Some historians now believe they could’ve discovered them by accident.

The atrocities which occurred during the Holocaust are to this day some of the most shocking in history.
Young victim Anne Frank immortalised herself in a diary, writing about her life in hiding before she was taken to a concentration camp where she tragically died.
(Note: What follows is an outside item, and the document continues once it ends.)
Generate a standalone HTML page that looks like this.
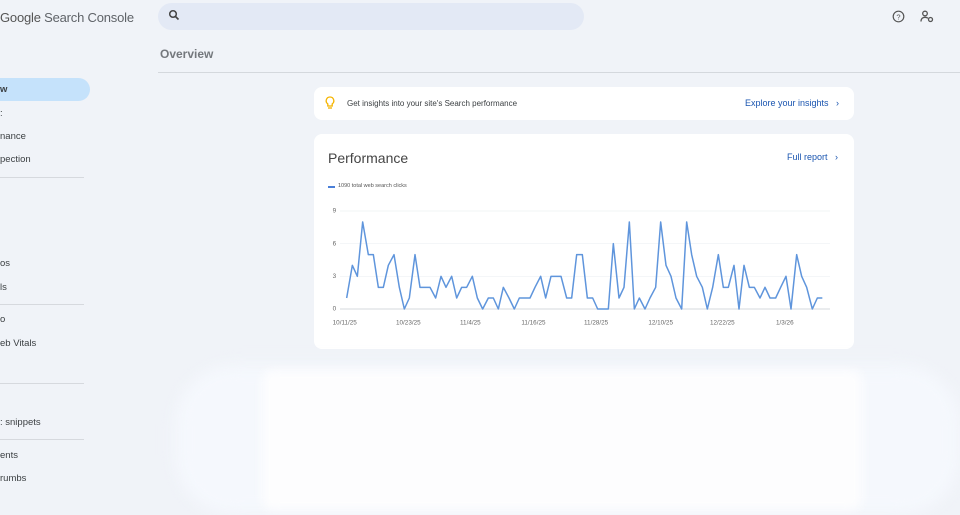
<!DOCTYPE html>
<html><head><meta charset="utf-8"><style>
*{margin:0;padding:0;box-sizing:border-box}
body{width:960px;height:502px;overflow:hidden;background:#f0f3f8;font-family:"Liberation Sans",sans-serif;position:relative;color:#444}
.abs{position:absolute}
.nav{font-size:9.5px;color:#3c4043;left:0}
.sep{left:0;width:84px;height:1px;background:#d6d9de}
.card{background:#fff;border-radius:8px}
</style></head><body>
<div class="abs" style="left:0;top:10px;font-size:13px;color:#5f6368;letter-spacing:-0.2px"><span style="color:#555">Google</span> Search Console</div>
<div class="abs" style="left:158px;top:3px;width:426px;height:27px;border-radius:14px;background:#e3e9f5"></div>
<svg class="abs" style="left:168px;top:9px" width="12" height="12" viewBox="0 0 12 12"><circle cx="5" cy="5" r="3.3" fill="none" stroke="#444" stroke-width="1.5"/><line x1="7.5" y1="7.5" x2="10.5" y2="10.5" stroke="#444" stroke-width="1.6"/></svg>
<svg class="abs" style="left:892px;top:10px" width="13" height="13" viewBox="0 0 13 13"><circle cx="6.5" cy="6.5" r="5.3" fill="none" stroke="#555" stroke-width="1.2"/><text x="6.5" y="9.3" font-size="7.5" text-anchor="middle" fill="#555" font-family="Liberation Sans">?</text></svg>
<svg class="abs" style="left:920px;top:10px" width="14" height="13" viewBox="0 0 14 13"><circle cx="5" cy="3.5" r="2.3" fill="none" stroke="#555" stroke-width="1.3"/><path d="M1 11.5c0-3 2-4.2 4-4.2s2.5.5 3 1" fill="none" stroke="#555" stroke-width="1.3"/><circle cx="10.5" cy="9.5" r="2" fill="none" stroke="#555" stroke-width="1.3"/></svg>
<div class="abs" style="left:160px;top:47px;font-size:12px;color:#5f6368;font-weight:bold;opacity:.85">Overview</div>
<div class="abs" style="left:158px;top:72px;width:802px;height:1px;background:#d4d8dd"></div>
<div class="abs" style="left:-20px;top:78px;width:110px;height:23px;border-radius:12px;background:#c5e2fb"></div>
<div class="abs nav" style="top:84px;font-weight:bold">w</div>
<div class="abs nav" style="top:108px">:</div>
<div class="abs nav" style="top:131px">nance</div>
<div class="abs nav" style="top:154px">pection</div>
<div class="abs sep" style="top:177px"></div>
<div class="abs nav" style="top:258px">os</div>
<div class="abs nav" style="top:282px">ls</div>
<div class="abs sep" style="top:304px"></div>
<div class="abs nav" style="top:314px">o</div>
<div class="abs nav" style="top:338px">eb Vitals</div>
<div class="abs sep" style="top:383px"></div>
<div class="abs nav" style="top:417px">: snippets</div>
<div class="abs sep" style="top:439px"></div>
<div class="abs nav" style="top:450px">ents</div>
<div class="abs nav" style="top:473px">rumbs</div>
<div class="abs card" style="left:314px;top:87px;width:540px;height:33px"></div>
<svg class="abs" style="left:325px;top:96px" width="10" height="14" viewBox="0 0 10 14"><path d="M5 1a3.8 3.8 0 0 0-2.2 6.9V10h4.4V7.9A3.8 3.8 0 0 0 5 1z" fill="none" stroke="#f5b400" stroke-width="1.3"/><line x1="3" y1="12" x2="7" y2="12" stroke="#f5b400" stroke-width="1.3"/></svg>
<div class="abs" style="left:347px;top:99px;font-size:8px;color:#3c4043">Get insights into your site's Search performance</div>
<div class="abs" style="left:745px;top:98px;font-size:9px;color:#1a55b0">Explore your insights&nbsp;&nbsp; ›</div>
<div class="abs card" style="left:314px;top:134px;width:540px;height:215px"></div>
<div class="abs" style="left:328px;top:150px;font-size:14px;color:#444">Performance</div>
<div class="abs" style="left:787px;top:152px;font-size:9px;color:#1a55b0">Full report&nbsp;&nbsp; ›</div>
<div class="abs" style="left:328px;top:186px;width:7px;height:2px;background:#4a7fd8"></div>
<div class="abs" style="left:338px;top:183px;font-size:5.5px;color:#555">1090 total web search clicks</div>
<svg class="abs" style="left:320px;top:200px" width="530" height="130" viewBox="0 0 1590 390">
<g stroke="#eef0f3" stroke-width="2"><line x1="60" y1="33" x2="1530" y2="33"/><line x1="60" y1="131" x2="1530" y2="131"/><line x1="60" y1="229" x2="1530" y2="229"/></g>
<line x1="60" y1="327" x2="1530" y2="327" stroke="#c8ccd2" stroke-width="2"/>
<g font-size="19" fill="#666" font-family="Liberation Sans"><text x="38" y="38">9</text><text x="38" y="136">6</text><text x="38" y="234">3</text><text x="38" y="332">0</text>
<text x="38" y="373">10/11/25</text><text x="228" y="373">10/23/25</text><text x="420" y="373">11/4/25</text><text x="604" y="373">11/16/25</text><text x="792" y="373">11/28/25</text><text x="985" y="373">12/10/25</text><text x="1170" y="373">12/22/25</text><text x="1368" y="373">1/3/26</text></g>
<polyline fill="none" stroke="#5f95dc" stroke-width="4.5" stroke-linejoin="round" points="80,294 97,196 112,229 128,66 145,164 160,164 175,262 190,262 205,196 222,164 238,262 253,327 268,294 285,164 300,262 315,262 330,262 347,294 363,229 378,262 395,229 410,294 425,262 440,262 457,229 472,294 488,327 505,294 520,294 535,327 550,262 567,294 583,327 598,294 615,294 630,294 645,262 662,229 677,294 693,229 708,229 723,229 740,294 755,294 770,164 787,164 802,294 818,294 833,327 848,327 865,327 880,131 897,294 912,262 928,66 943,327 958,294 975,327 990,294 1007,262 1022,66 1038,196 1053,229 1068,294 1085,327 1100,66 1115,164 1130,229 1147,262 1162,327 1178,262 1195,164 1210,262 1225,262 1242,196 1257,327 1272,196 1288,262 1303,262 1320,294 1335,262 1350,294 1367,294 1382,262 1398,229 1413,327 1430,164 1445,229 1460,262 1477,327 1492,294 1507,294"/>
</svg>
<div class="abs" style="left:175px;top:365px;width:785px;height:150px;border-radius:60px;background:#f5f8fd;filter:blur(8px)"></div>
<div class="abs" style="left:262px;top:370px;width:600px;height:140px;border-radius:10px;background:#fdfdfe;filter:blur(5px)"></div>
</body></html>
It was to become one of the most poignant and important historical accounts of all time.
As we know, Anne and her family were caught hiding in a secret annex in Amsterdam by the Nazis and taken to the camps.
Anne, who was 15 at the time, died in the Bergen-Belsen concentration camp two months before it was liberated by Allied forces.
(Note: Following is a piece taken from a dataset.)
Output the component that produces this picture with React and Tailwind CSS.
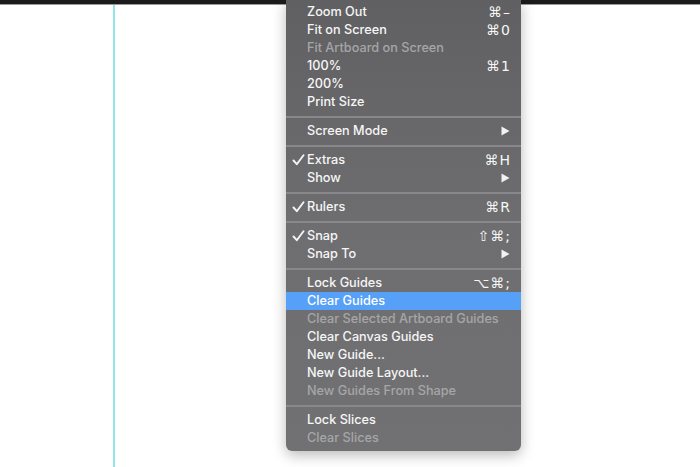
import React from "react";

const Check = () => (
  <svg width="13" height="12" viewBox="0 0 13 12" className="absolute left-[6px] top-[3px]">
    <path d="M1.5 6.5 L4.8 10.2 L11.5 1.2" fill="none" stroke="#f4f4f4" strokeWidth="1.9" strokeLinecap="round" strokeLinejoin="round" />
  </svg>
);

const Arrow = () => (
  <svg width="9" height="10" viewBox="0 0 9 10">
    <polygon points="0.5,0.5 8.5,5 0.5,9.5" fill="#f2f2f2" />
  </svg>
);

const Row = ({ label, sc, arrow, check, disabled, active }) => (
  <div
    className={
      "relative flex h-[18px] items-center pl-[21px] pr-[10px] text-[12.7px] leading-none " +
      (active ? "bg-[#56a0f8] text-white" : disabled ? "text-[#a6a6a8]" : "text-[#f6f6f6]")
    }
  >
    {check && <Check />}
    <span className="flex-1 whitespace-nowrap">{label}</span>
    {sc && (
      <span className="whitespace-nowrap text-[14px] font-normal tracking-[1px]" style={{ fontFamily: '"DejaVu Sans", "Liberation Sans", sans-serif' }}>
        {sc}
      </span>
    )}
    {arrow && <span className="mr-[1px] flex items-center"><Arrow /></span>}
  </div>
);

const Sep = () => (
  <div className="flex h-[11px] items-center">
    <div className="h-[2px] w-full bg-[#88888a]" />
  </div>
);

export default function App() {
  return (
    <div className="relative h-[467px] w-[700px] overflow-hidden bg-white" style={{ fontFamily: 'Inter, "Liberation Sans", Arial, sans-serif' }}>
      <div className="h-[5px] w-full border-b border-[#9a9a9a] bg-[#1b1b1b]" />
      <div className="absolute left-[113px] top-[5px] h-[462px] w-[2px] bg-[#8fe6ea]" />
      <div className="absolute left-[286px] top-0 w-[235px] rounded-b-[6px] bg-gradient-to-b from-[#606062] via-[#6e6e70] to-[#717173] pb-[4px] pt-[3px] shadow-[0_4px_14px_rgba(0,0,0,0.28)] font-medium">
        <Row label="Zoom Out" sc="⌘–" />
        <Row label="Fit on Screen" sc="⌘0" />
        <Row label="Fit Artboard on Screen" disabled />
        <Row label="100%" sc="⌘1" />
        <Row label="200%" />
        <Row label="Print Size" />
        <Sep />
        <Row label="Screen Mode" arrow />
        <Sep />
        <Row label="Extras" sc="⌘H" check />
        <Row label="Show" arrow />
        <Sep />
        <Row label="Rulers" sc="⌘R" check />
        <Sep />
        <Row label="Snap" sc="⇧⌘;" check />
        <Row label="Snap To" arrow />
        <Sep />
        <Row label="Lock Guides" sc="⌥⌘;" />
        <Row label="Clear Guides" active />
        <Row label="Clear Selected Artboard Guides" disabled />
        <Row label="Clear Canvas Guides" />
        <Row label="New Guide..." />
        <Row label="New Guide Layout..." />
        <Row label="New Guides From Shape" disabled />
        <Sep />
        <Row label="Lock Slices" />
        <Row label="Clear Slices" disabled />
      </div>
    </div>
  );
}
Her father Otto was the only member of the family who survived and discovered the diary when he returned to their old hiding place after the war.
Published as ‘The Diary of a Young Girl’ in 1952, the diary was translated into 67 languages.
It’s been widely thought for years that Anne and the seven other Jews who were hiding in the annex for two years were betrayed and given up to the German occupiers.
However, a new study conducted by Amsterdam’s Anne Frank House Museum found no concrete evidence of this.
“During their day-to-day activities, investigators ... often came across Jews in hiding by chance,” explained historian Gertjan Broek.
To add to this theory, two men were also arrested for dealing fake coupons in the same building as the hiding place, meaning it's certainly plausible the Nazis could’ve stumbled upon them by accident.
There may never be a definitive answer but through ‘The Diary of a Young Girl’, Anne Frank and her family will never be forgotten.